Face à la négrophobie, les musulmans ne doivent pas se défiler

Rédigé par Fatima Adamou | Mercredi 24 Juin 2020 à 11:00

           


Face à la négrophobie, les musulmans ne doivent pas se défiler
Ils ont osé, osé organiser une discussion sur le sujet tabou du « racisme dans les communautés musulmanes ». Ils, ce sont les représentants du Conseil consultatif britannique regroupant des recteurs de mosquées et des imams, le MINAB (Mosques and Imams National Advisory Board). « L'instauration de la justice sociale doit commencer dans nos foyers et nos communautés ; il nous faut défier nos propres préjugés et le manque apparent d'égalité dans nos organisations, nos institutions et au-delà », a fait valoir l’organisation en juin, en solidarité avec le mouvement Black Lives Matter.

C’est osé parce qu’officiellement, le racisme n’existe pas dans les communautés musulmanes : nos textes sacrés prônent la justice et l’égalité entre les êtres humains. Officieusement, on sait ce qu’il en est. Alors on évite ce sujet.

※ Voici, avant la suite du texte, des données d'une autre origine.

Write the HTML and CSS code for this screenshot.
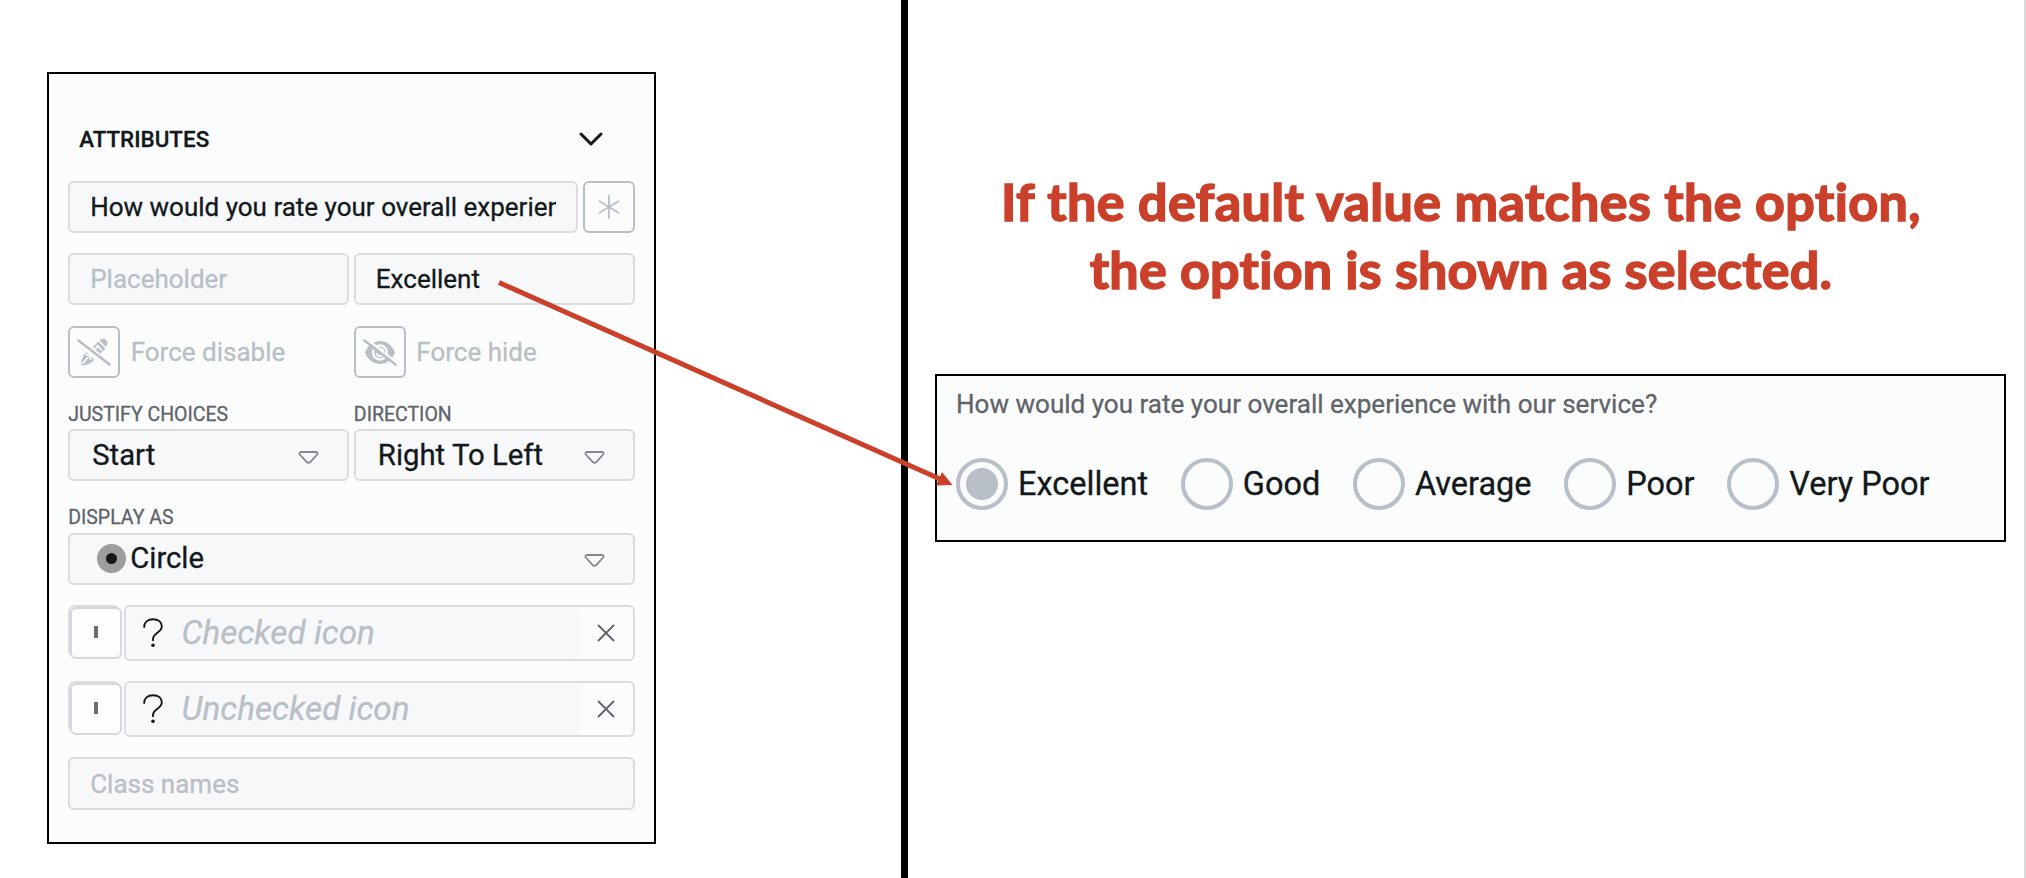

Lire aussi : L’égalité des musulmans et des musulmanes, en théorie seulement

Des discours encore trop génériques sur le racisme anti-Noirs

Le meurtre de George Floyd change la donne. Dans le contexte mondial de déconfinement progressif, personne n’a pu échapper aux images insoutenables de sa mort le 25 mai. Impossible de ne pas voir circuler les témoignages sur le racisme anti-noir.

Les condamnations de représentants religieux de toutes confessions et les messages de soutien aux populations noires se sont multipliés, bien sûr aux États-Unis, mais également au Vatican et Outre-Manche.

Dans le même temps, les musulmans américains et britanniques originaires d’Asie du Sud-Est questionnent l’origine de leur frilosité à soutenir les communautés noires dans leurs protestations face au racisme endémique.

En France, dans les communautés musulmanes, suivent, au fil des jours, des discours génériques contre le racisme dans le contexte français. Sans surprise, tout le monde adhère, tout va bien. Fièrement, on a partagé les images de musulmans américains priant pour George Floyd. On se félicite. C’est ça l’islam, l’union, la solidarité. Les causes communes rassemblent. Surtout, on évacue le sujet inconfortable, la négrophobie.

Une colère qui monte parmi les musulmans noirs

Ce racisme, de nombreuses cultures en sont imprégnées. Cette négrophobie partage un point commun avec l’idéologie de blancs suprémacistes : la personne noire est naturellement inférieure. C’est sur ce concept qu’on tue un homme noir faisant son jogging aux États-Unis, qu’on vend sans état d’âme des hommes noirs comme esclaves en Libye, qu’on empêche son enfant de laisser pousser ses cheveux crépus s’il n’est pas noir.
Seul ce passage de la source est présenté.